You explanation of the sequence of events was very clear, thanks.  This
LGTM.

Simon

Patch

diff --git a/gdb/testsuite/gdb.threads/check-libthread-db.exp b/gdb/testsuite/gdb.threads/check-libthread-db.exp
index dfb3bad3712..6ecf40db6a9 100644
--- a/gdb/testsuite/gdb.threads/check-libthread-db.exp
+++ b/gdb/testsuite/gdb.threads/check-libthread-db.exp
@@ -32,6 +32,13 @@  if {[gdb_compile_pthreads "${srcdir}/${subdir}/${srcfile}" "${binfile}" \
     return -1
 }
 
+# Case 1: libthread_db fakes a single thread with th_unique == NULL.
+set thread_re1 "0 => $decimal => 0"
+# Case 2: libthread_db already initialized.
+set thread_re2 "$hex => $decimal => ${hex}(; errno = 0)?"
+# Match either of the two cases.
+set initial_thread_re "($thread_re1|$thread_re2)"
+
 with_test_prefix "user-initiated check" {
 
     # User-initiated check with libthread_db not loaded.
@@ -49,18 +56,16 @@  with_test_prefix "user-initiated check" {
 	"No libthread_db loaded" \
 	"no libpthread.so loaded"
 
-
-    # User-initiated check with NPTL uninitialized.
-    # libthread_db should fake a single thread with th_unique == NULL.
+    # User-initiated check with NPTL possibly uninitialized.
     gdb_test "continue" \
 	".*Stopped due to shared library event.*Inferior loaded .*libpthread.*"
 
     gdb_test_sequence "maint check libthread-db" \
-	"libpthread.so not initialized" {
-	    "\[\r\n\]+Running libthread_db integrity checks:"
-	    "\[\r\n\]+\[ \]+Got thread 0x0 => \[0-9\]+ => 0x0 ... OK"

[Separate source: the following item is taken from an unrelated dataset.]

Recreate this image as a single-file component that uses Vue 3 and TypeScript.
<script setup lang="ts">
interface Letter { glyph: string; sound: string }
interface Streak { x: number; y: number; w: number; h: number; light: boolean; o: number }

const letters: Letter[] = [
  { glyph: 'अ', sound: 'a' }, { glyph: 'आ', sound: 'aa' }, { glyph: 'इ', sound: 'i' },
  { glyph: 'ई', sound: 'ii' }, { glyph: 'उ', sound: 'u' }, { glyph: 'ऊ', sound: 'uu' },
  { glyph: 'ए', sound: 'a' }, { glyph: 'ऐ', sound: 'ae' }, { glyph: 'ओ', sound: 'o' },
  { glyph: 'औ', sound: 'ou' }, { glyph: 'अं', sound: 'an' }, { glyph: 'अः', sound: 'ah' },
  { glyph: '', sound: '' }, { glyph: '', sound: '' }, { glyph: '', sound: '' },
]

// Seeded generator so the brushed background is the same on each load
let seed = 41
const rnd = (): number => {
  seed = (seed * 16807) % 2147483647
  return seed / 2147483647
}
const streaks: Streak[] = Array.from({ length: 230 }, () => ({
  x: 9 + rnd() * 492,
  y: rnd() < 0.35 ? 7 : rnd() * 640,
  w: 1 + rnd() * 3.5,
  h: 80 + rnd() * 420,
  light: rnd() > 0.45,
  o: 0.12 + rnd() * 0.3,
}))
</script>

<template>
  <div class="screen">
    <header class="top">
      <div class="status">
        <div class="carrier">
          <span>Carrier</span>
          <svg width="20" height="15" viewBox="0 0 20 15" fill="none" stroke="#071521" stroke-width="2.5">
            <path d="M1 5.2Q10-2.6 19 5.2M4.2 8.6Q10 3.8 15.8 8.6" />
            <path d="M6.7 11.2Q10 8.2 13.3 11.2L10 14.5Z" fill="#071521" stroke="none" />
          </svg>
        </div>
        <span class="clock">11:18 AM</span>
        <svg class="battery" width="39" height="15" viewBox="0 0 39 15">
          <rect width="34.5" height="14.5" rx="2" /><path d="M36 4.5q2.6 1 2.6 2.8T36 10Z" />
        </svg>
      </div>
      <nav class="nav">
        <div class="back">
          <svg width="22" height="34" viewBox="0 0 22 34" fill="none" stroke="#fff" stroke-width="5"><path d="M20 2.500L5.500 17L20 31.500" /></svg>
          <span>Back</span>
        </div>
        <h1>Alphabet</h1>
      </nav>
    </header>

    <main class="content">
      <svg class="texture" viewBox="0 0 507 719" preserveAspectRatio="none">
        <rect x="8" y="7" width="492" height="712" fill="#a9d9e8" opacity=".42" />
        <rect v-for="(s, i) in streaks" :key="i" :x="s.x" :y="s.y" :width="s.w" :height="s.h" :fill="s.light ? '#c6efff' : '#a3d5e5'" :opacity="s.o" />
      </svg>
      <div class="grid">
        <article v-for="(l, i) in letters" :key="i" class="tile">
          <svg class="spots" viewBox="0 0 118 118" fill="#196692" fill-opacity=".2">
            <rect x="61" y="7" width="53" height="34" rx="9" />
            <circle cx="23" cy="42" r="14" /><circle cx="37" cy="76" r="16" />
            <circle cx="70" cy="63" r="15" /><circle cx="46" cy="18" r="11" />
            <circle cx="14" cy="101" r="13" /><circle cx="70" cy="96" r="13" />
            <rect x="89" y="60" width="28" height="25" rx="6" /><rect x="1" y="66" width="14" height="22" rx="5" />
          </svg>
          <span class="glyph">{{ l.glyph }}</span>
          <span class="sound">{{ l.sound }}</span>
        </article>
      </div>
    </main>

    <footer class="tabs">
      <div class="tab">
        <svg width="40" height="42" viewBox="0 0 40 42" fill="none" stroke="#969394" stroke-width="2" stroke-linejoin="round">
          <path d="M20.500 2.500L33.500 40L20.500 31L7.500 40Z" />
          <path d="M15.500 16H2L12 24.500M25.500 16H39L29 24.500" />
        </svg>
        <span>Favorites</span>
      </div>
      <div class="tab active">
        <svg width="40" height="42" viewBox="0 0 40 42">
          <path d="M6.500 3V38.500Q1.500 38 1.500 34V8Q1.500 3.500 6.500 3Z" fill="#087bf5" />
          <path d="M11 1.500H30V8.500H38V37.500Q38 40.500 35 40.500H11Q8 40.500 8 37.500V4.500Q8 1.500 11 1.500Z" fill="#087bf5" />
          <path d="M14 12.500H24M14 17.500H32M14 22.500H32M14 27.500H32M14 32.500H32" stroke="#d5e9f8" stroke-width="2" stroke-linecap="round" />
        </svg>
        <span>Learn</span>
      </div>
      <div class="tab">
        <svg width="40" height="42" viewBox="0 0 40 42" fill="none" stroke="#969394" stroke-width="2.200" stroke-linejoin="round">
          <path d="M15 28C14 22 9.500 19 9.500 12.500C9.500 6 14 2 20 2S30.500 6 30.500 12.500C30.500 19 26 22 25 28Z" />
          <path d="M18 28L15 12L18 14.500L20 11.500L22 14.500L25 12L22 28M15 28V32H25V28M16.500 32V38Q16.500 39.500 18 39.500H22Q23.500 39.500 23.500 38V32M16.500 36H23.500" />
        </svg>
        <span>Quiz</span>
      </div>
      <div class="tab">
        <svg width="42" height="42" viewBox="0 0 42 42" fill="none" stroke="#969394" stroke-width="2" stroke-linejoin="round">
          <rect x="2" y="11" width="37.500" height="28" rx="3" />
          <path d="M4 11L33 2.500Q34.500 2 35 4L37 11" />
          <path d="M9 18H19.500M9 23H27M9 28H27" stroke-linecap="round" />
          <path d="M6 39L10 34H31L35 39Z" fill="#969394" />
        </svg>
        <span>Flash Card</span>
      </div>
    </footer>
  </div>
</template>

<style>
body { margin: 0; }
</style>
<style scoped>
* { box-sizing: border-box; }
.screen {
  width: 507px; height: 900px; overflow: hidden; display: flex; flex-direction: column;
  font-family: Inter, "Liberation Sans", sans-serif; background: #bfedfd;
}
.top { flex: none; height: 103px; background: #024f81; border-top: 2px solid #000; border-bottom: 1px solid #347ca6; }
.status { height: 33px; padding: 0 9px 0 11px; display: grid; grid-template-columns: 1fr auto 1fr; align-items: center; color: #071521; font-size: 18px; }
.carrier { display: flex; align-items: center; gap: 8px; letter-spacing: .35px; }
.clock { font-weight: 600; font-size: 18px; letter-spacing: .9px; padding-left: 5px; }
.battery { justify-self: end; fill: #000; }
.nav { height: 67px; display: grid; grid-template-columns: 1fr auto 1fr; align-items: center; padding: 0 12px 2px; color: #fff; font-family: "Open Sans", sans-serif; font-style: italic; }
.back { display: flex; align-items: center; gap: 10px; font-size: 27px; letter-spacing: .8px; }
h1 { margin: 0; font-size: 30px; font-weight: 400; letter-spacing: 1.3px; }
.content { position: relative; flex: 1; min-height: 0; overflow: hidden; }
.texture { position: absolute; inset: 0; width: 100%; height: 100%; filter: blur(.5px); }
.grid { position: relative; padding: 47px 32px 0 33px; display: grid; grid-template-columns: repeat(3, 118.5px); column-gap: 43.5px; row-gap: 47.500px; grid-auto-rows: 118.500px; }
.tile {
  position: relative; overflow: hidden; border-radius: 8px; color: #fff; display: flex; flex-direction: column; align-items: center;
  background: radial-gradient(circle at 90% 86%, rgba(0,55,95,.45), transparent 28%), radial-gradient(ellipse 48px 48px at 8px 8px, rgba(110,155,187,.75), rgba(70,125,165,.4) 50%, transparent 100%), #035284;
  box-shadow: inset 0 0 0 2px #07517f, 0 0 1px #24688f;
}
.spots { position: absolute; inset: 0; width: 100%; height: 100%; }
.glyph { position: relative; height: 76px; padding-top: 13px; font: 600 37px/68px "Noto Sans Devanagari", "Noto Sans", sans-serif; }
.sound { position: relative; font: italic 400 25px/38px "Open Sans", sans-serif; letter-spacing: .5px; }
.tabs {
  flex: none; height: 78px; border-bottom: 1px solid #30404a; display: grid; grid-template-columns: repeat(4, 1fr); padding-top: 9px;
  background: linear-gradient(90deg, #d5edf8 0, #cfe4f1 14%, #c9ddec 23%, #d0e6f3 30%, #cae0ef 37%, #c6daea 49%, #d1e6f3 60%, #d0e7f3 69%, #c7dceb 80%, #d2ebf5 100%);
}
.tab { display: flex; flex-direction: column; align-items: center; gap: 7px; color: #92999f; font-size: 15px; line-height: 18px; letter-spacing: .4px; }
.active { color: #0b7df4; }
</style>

-	    "\[\r\n\]+libthread_db integrity checks passed."
-	}
+	"libpthread.so possibly not initialized" \
+	[list \
+	     "\[\r\n\]+Running libthread_db integrity checks:" \
+	     "\[\r\n\]+\[ \]+Got thread $initial_thread_re ... OK" \
+	     "\[\r\n\]+libthread_db integrity checks passed."]
 
     # User-initiated check with NPTL fully operational.
     gdb_test_no_output "set stop-on-solib-events 0"

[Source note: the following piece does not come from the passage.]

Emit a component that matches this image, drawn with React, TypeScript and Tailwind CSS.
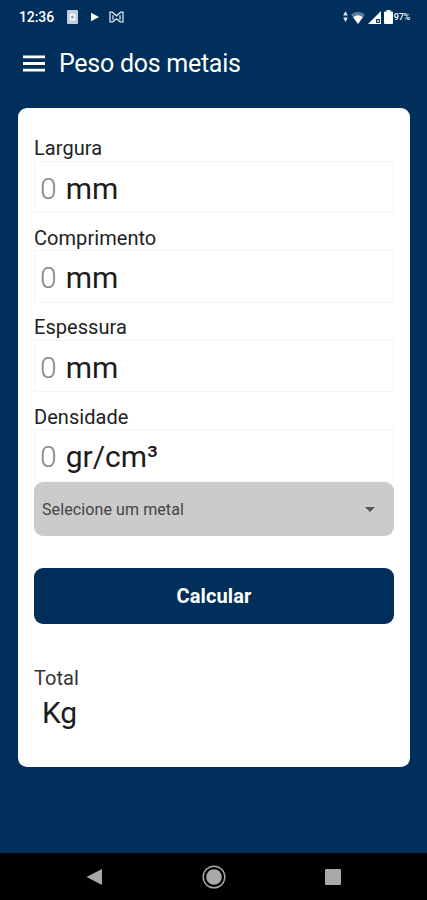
const fields = [
  { label: "Largura", unit: "mm" },
  { label: "Comprimento", unit: "mm" },
  { label: "Espessura", unit: "mm" },
  { label: "Densidade", unit: "gr/cm³" },
];

function StatusBar() {
  return (
    <div className="flex h-[34px] items-center justify-between pl-[19px] pr-[17px] text-white">
      <div className="flex items-center">
        <span className="w-[48px] text-[14px] font-medium leading-none tracking-[-0.1px]">12:36</span>
        <svg className="h-[14px] w-[11px]" viewBox="0 0 11 14">
          <rect width="11" height="14" rx="1" fill="#c3cedb" />
          <rect x="2.5" y="3.5" width="6" height="7" rx="1" fill="#f4f7fa" />
          <circle cx="5.5" cy="7" r="1.5" fill="#8fa3ba" />
        </svg>
        <svg className="ml-[13px] h-[10px] w-[8px]" viewBox="0 0 8 10">
          <path d="M0 .8 8 5 0 9.2Z" fill="white" />
        </svg>
        <svg className="ml-[10px] h-[12px] w-[15px]" viewBox="0 0 15 12" fill="none" stroke="#dce4ed">
          <path d="M1 1.2v9.6h2.8l3.7-3 3.7 3H14V1.2h-2.3L7.5 4.8 3.3 1.2Z" strokeWidth="1.3" />
          <path d="M4 4.2v4.6M11 4.2v4.6" strokeWidth="1.3" />
        </svg>
      </div>
      <div className="flex items-center">
        <svg className="h-[12px] w-[5px]" viewBox="0 0 5 12">
          <path d="M2.5 0 4.8 4.5H.2ZM2.5 11 .2 6.5h4.6Z" fill="#dce4ed" />
        </svg>
        <svg className="ml-[3px] h-[13px] w-[14px]" viewBox="0 0 14 13">
          <path d="M0 3.6Q7-2 14 3.6L7 13Z" fill="#5b7b9c" />
          <path d="M2.2 6.2Q7 2.4 11.8 6.2L7 13Z" fill="white" />
        </svg>
        <svg className="ml-[3px] h-[13px] w-[13px]" viewBox="0 0 13 13">
          <path d="M13 0v13H0Z" fill="white" />
          <path d="M8 8h4v4H8Z" fill="#002f5b" />
          <path d="m8.8 8.8 2.6 2.6m0-2.6-2.6 2.6" stroke="white" strokeWidth=".8" />
        </svg>
        <svg className="ml-[3px] h-[14px] w-[9px]" viewBox="0 0 9 14">
          <path d="M2.5 0h4v1.5H8q1 0 1 1V13q0 1-1 1H1q-1 0-1-1V2.5q0-1 1-1h1.5Z" fill="white" />
        </svg>
        <span className="ml-[1px] text-[9px] font-medium leading-none tracking-[-0.2px]">97%</span>
      </div>
    </div>
  );
}

function NavigationBar() {
  return (
    <div className="flex h-[47px] items-center bg-black px-[86px]">
      <svg className="h-4 w-4" viewBox="0 0 16 16">
        <path d="M.5 8 16 0v16Z" fill="#a9a9a9" />
      </svg>
      <svg className="ml-[100px] h-6 w-6" viewBox="0 0 24 24">
        <circle cx="12" cy="12" r="10.8" fill="none" stroke="#a9a9a9" strokeWidth="1.4" />
        <circle cx="12" cy="12" r="7.8" fill="#a9a9a9" />
      </svg>
      <svg className="ml-[99px] h-4 w-4" viewBox="0 0 16 16">
        <rect width="16" height="16" rx="1" fill="#a9a9a9" />
      </svg>
    </div>
  );
}

export default function App() {
  return (
    <div className="flex h-[900px] w-[427px] flex-col overflow-hidden bg-[#002f5b] font-[Roboto,sans-serif]">
      <StatusBar />

      <header className="flex h-[58px] items-center pl-[23px] text-white">
        <svg className="h-[17px] w-[22px]" viewBox="0 0 22 17">
          <path d="M0 1.8h22M0 8.5h22M0 15.2h22" stroke="white" strokeWidth="2.8" />
        </svg>
        <h1 className="ml-[14px] text-[25px] leading-none tracking-[-0.27px]">Peso dos metais</h1>
      </header>

      <main className="mx-[18px] mt-4 h-[659px] w-[392px] rounded-[9px] bg-white px-4 pt-[15.5px]">
        {fields.map((field) => (
          <label key={field.label} className="block">
            <span className="flex h-[37px] items-center pt-[12px] text-[20px] leading-6 tracking-[0.05px] text-[#222]">
              {field.label}
            </span>
            <span className="flex h-[52.5px] items-center border border-[#f5f5f5] pl-[5px] pt-1 text-[30px] leading-none">
              <span className="font-light text-[#888]">0</span>
              <span className="ml-[9px] text-[#1c1c1c]">{field.unit}</span>
            </span>
          </label>
        ))}

        <button className="flex h-[54px] w-full items-center justify-between rounded-[9px] bg-[#cbcbcb] pl-2 pr-[19px] pt-[2px] text-[16px] tracking-[0.1px] text-[#444]">
          Selecione um metal
          <svg className="h-[5px] w-[10px]" viewBox="0 0 10 5">
            <path d="M0 0h10L5 5Z" fill="#555" />
          </svg>
        </button>

        <button className="mt-[32px] h-[56px] w-full rounded-[9px] bg-[#002f5b] text-[20px] font-bold tracking-[0.1px] text-white">
          Calcular
        </button>

        <div className="mt-[42px] text-[20px] leading-6 tracking-[0.05px] text-[#333]">Total</div>
        <div className="mt-[5px] pl-2 text-[30px] leading-9 tracking-[-0.3px] text-[#1c1c1c]">Kg</div>
      </main>

      <div className="mt-auto">
        <NavigationBar />
      </div>
    </div>
  );
}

@@ -78,8 +83,8 @@  with_test_prefix "user-initiated check" {
 
 with_test_prefix "automated load-time check" {
 
-    # Automated load-time check with NPTL uninitialized.
-    with_test_prefix "libpthread.so not initialized" {
+    # Automated load-time check with NPTL possibly uninitialized.
+    with_test_prefix "libpthread.so possibly not initialized" {
 	clean_restart ${binfile}
 
 	gdb_test_no_output "maint set check-libthread-db 1"
@@ -88,12 +93,12 @@  with_test_prefix "automated load-time check" {
 	gdb_run_cmd
 
 	gdb_test_sequence "" \
-	    "check debug libthread-db output" {
-		"\[\r\n\]+Running libthread_db integrity checks:"
-		"\[\r\n\]+\[ \]+Got thread 0x0 => \[0-9\]+ => 0x0 ... OK"
-		"\[\r\n\]+libthread_db integrity checks passed."
-		"\[\r\n\]+[Thread debugging using libthread_db enabled]"
-	    }
+	    "check debug libthread-db output" \
+	    [list \
+		 "\[\r\n\]+Running libthread_db integrity checks:" \
+		 "\[\r\n\]+\[ \]+Got thread $initial_thread_re ... OK" \
+		 "\[\r\n\]+libthread_db integrity checks passed." \
+		 "\[\r\n\]+\\\[Thread debugging using libthread_db enabled\\\]"]
     }
 
     # Automated load-time check with NPTL fully operational.